• Required task: Return each line holding the string "this".

## Begin Dataset entries

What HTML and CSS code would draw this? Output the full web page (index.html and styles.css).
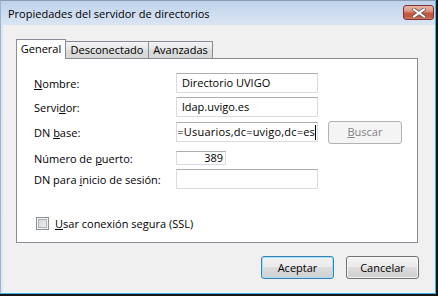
FILE: index.html
```html
<!DOCTYPE html>
<html>
<head>
<meta charset="utf-8">
<link rel="stylesheet" href="styles.css">
</head>
<body>
<div class="window">
  <div class="frame">
    <div class="titlebar">
      <span class="title">Propiedades del servidor de directorios</span>
      <div class="close">
        <svg width="14" height="10" viewBox="0 0 14 10">
          <path d="M2 1.5 L12 8.5 M12 1.5 L2 8.5" stroke="#5a5a5a" stroke-width="3.6" stroke-linecap="square"/>
          <path d="M2 1.5 L12 8.5 M12 1.5 L2 8.5" stroke="#ffffff" stroke-width="2" stroke-linecap="square"/>
        </svg>
      </div>
    </div>
    <div class="client">
      <div class="tabs">
        <div class="tab selected">General</div>
        <div class="tab t2">Desconectado</div>
        <div class="tab t3">Avanzadas</div>
      </div>
      <div class="panel">
        <div class="row r1">
          <span class="label"><u>N</u>ombre:</span>
          <div class="textbox">Directorio UVIGO</div>
        </div>
        <div class="row r2">
          <span class="label">Servi<u>d</u>or:</span>
          <div class="textbox">ldap.uvigo.es</div>
        </div>
        <div class="row r3">
          <span class="label">DN <u>b</u>ase:</span>
          <div class="textbox scrolled"><span class="dn">ou=Usuarios,dc=uvigo,dc=es</span><span class="caret"></span></div>
          <div class="btn disabled"><span><u>B</u>uscar</span></div>
        </div>
        <div class="row r4">
          <span class="label">Número de <u>p</u>uerto:</span>
          <div class="textbox port">389</div>
        </div>
        <div class="row r5">
          <span class="label">DN para <u>i</u>nicio de sesión:</span>
          <div class="textbox"></div>
        </div>
        <div class="check-row">
          <span class="checkbox"></span>
          <span class="check-label"><u>U</u>sar conexión segura (SSL)</span>
        </div>
      </div>
      <div class="buttons">
        <div class="btn default">Aceptar</div>
        <div class="btn">Cancelar</div>
      </div>
    </div>
  </div>
</div>
</body>
</html>
```
FILE: styles.css
```css
html, body {
  margin: 0;
  padding: 0;
  background: #1a1a1a;
}

body {
  font-family: "Open Sans", "Noto Sans", sans-serif;
  font-size: 11px;
  color: #000;
}

.window {
  width: 438px;
  height: 296px;
  background: #161616;
}

.frame {
  width: 436px;
  height: 294px;
  box-sizing: border-box;
  border-left: 1px solid #9fb3cc;
  border-top: 1px solid #8b9bb0;
  border-right: 1px solid #3db5ea;
  border-bottom: 1px solid #3db5ea;
  background: linear-gradient(#bfd2eb 0px, #cddcef 12px, #dae5f3 24px, #dfe9f5 100%);
  padding-left: 2px;
  display: flex;
  flex-direction: column;
}

.titlebar {
  height: 24px;
  display: flex;
  align-items: flex-start;
  padding-left: 5px;
  flex-shrink: 0;
}

.title {
  margin-top: 5px;
  line-height: 16px;
  font-size: 11px;
}

.close {
  margin-left: auto;
  margin-top: 4px;
  margin-right: 1px;
  width: 31px;
  height: 15px;
  box-sizing: border-box;
  border: 1px solid #7a3232;
  border-radius: 3px;
  background: linear-gradient(#ecb4a6 0%, #dd9482 40%, #c9573f 55%, #c4563f 80%, #d47a64 100%);
  display: flex;
  align-items: center;
  justify-content: center;
}

.close svg {
  display: block;
}

.client {
  flex: 1;
  background: #f0f0f0;
  padding: 14px 17px 0 13px;
  display: flex;
  flex-direction: column;
}

.tabs {
  display: flex;
  align-items: flex-end;
  height: 19px;
}

.tab {
  box-sizing: border-box;
  height: 17px;
  border: 1px solid #898c95;
  border-bottom: none;
  background: linear-gradient(#f4f4f4, #e4e4e4 50%, #dadada 51%, #d8d8d8);
  line-height: 15px;
  text-align: center;
  font-size: 11px;
}

.tab.selected {
  height: 20px;
  width: 50px;
  background: #ffffff;
  margin-bottom: -1px;
  position: relative;
  z-index: 1;
  line-height: 18px;
}

.tab.t2 {
  width: 83px;
  border-left: none;
}

.tab.t3 {
  width: 64px;
  border-left: none;
}

.panel {
  width: 402px;
  height: 185px;
  box-sizing: border-box;
  border: 1px solid #898c95;
  background: #ffffff;
  padding: 14px 0 0 17px;
}

.row {
  display: flex;
  align-items: center;
  height: 20px;
}

.r1 { margin-bottom: 4px; }
.r2 { margin-bottom: 5px; }
.r3 { margin-bottom: 9px; }
.r4 { height: 14px; margin-bottom: 4px; }

.label {
  width: 142px;
  flex-shrink: 0;
  white-space: nowrap;
}

.textbox {
  width: 142px;
  height: 20px;
  box-sizing: border-box;
  border: 1px solid #d9dbe1;
  border-top-color: #abadb3;
  background: #fff;
  padding: 0 5px;
  line-height: 18px;
  white-space: nowrap;
  overflow: hidden;
}

.textbox.scrolled {
  display: flex;
  justify-content: flex-end;
  align-items: center;
  padding: 0 1px 0 0;
}

.dn {
  flex-shrink: 0;
  letter-spacing: 0.2px;
}

.caret {
  flex-shrink: 0;
  width: 1px;
  height: 15px;
  background: #000;
}

.textbox.port {
  width: 50px;
  height: 14px;
  line-height: 12px;
  text-align: right;
  padding: 0 2px 0 0;
  overflow: visible;
}

.btn {
  box-sizing: border-box;
  width: 73px;
  height: 23px;
  border: 1px solid #707070;
  border-radius: 3px;
  background: linear-gradient(#f2f2f2 0%, #ebebeb 49%, #dddddd 50%, #cfcfcf 100%);
  box-shadow: inset 0 0 0 1px rgba(255, 255, 255, 0.75);
  display: flex;
  align-items: center;
  justify-content: center;
  line-height: 16px;
}

.btn.disabled {
  margin-left: 10px;
  width: 74px;
  border-color: #adb2b5;
  background: #f4f4f4;
  box-shadow: none;
  color: #838383;
}

.btn.default {
  border-color: #3c7fb1;
  box-shadow: inset 0 0 0 1px #9ee3fb;
}

.check-row {
  margin-top: 28px;
  display: flex;
  align-items: center;
  padding-left: 2px;
  height: 13px;
}

.checkbox {
  width: 13px;
  height: 13px;
  box-sizing: border-box;
  border: 1px solid #8e8f8f;
  background: linear-gradient(135deg, #cbcfd5, #f6f6f6);
  box-shadow: inset 0 0 0 1px #f4f4f4, inset 0 0 0 2px #aeb3b9;
  margin-right: 6px;
  flex-shrink: 0;
}

.buttons {
  display: flex;
  justify-content: flex-end;
  gap: 12px;
  margin-top: 13px;
  margin-right: -1px;
}
```
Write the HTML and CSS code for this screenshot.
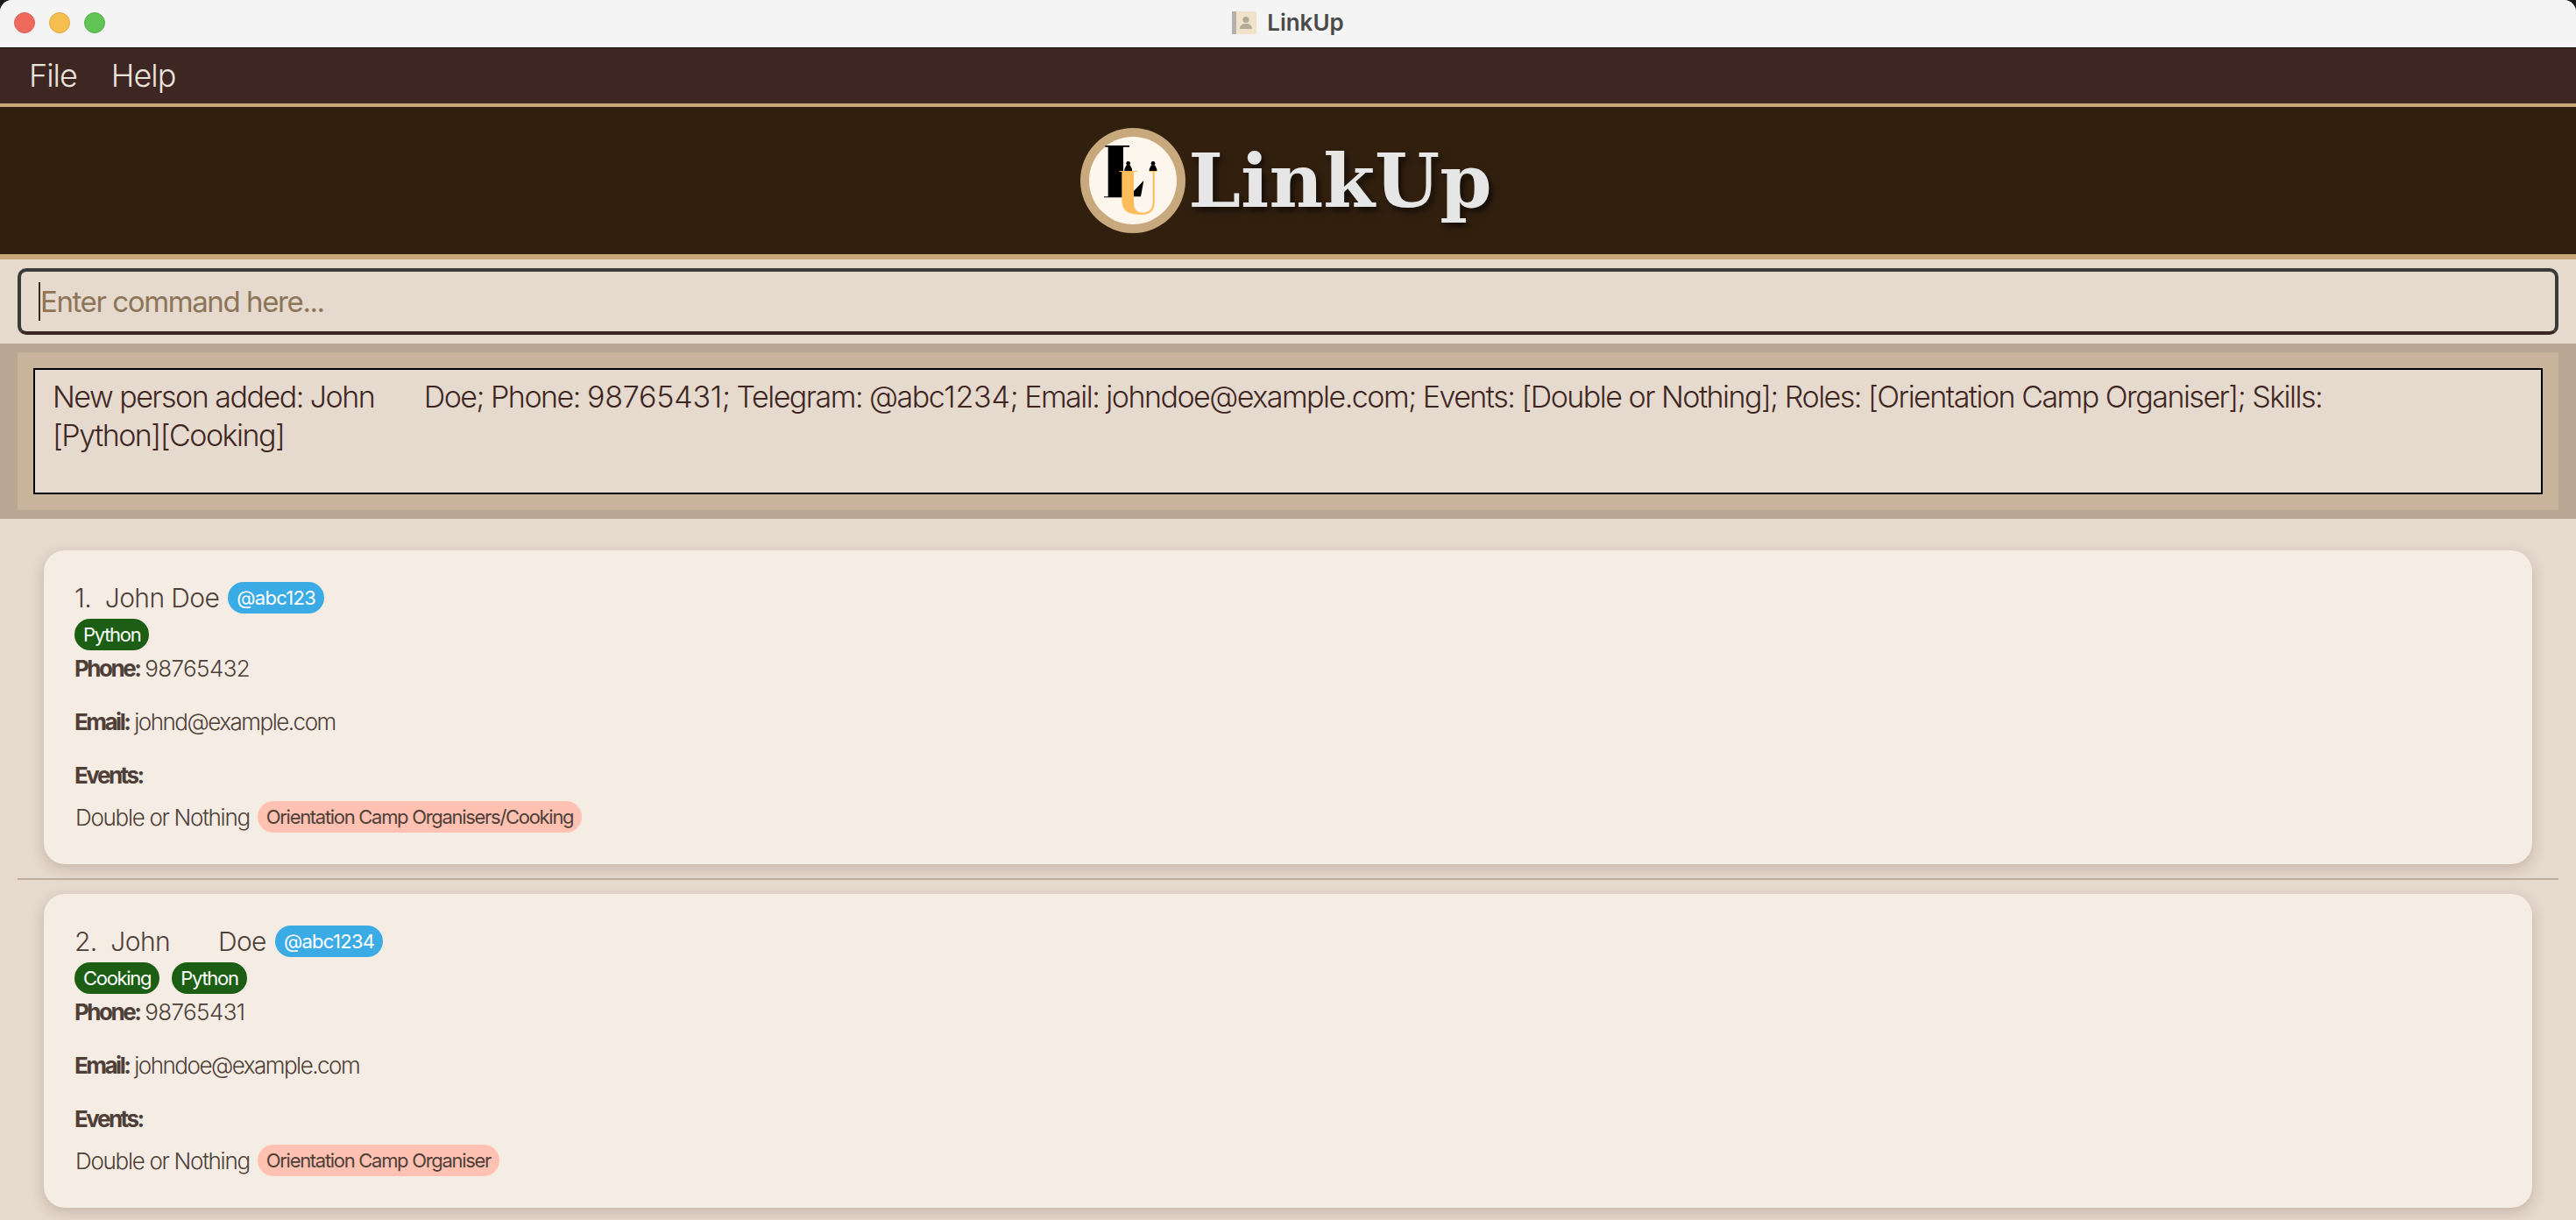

## End Dataset entries

• Result below:
What HTML and CSS code would draw this? Output the full web page (index.html and styles.css).
Write the HTML and CSS code for this screenshot.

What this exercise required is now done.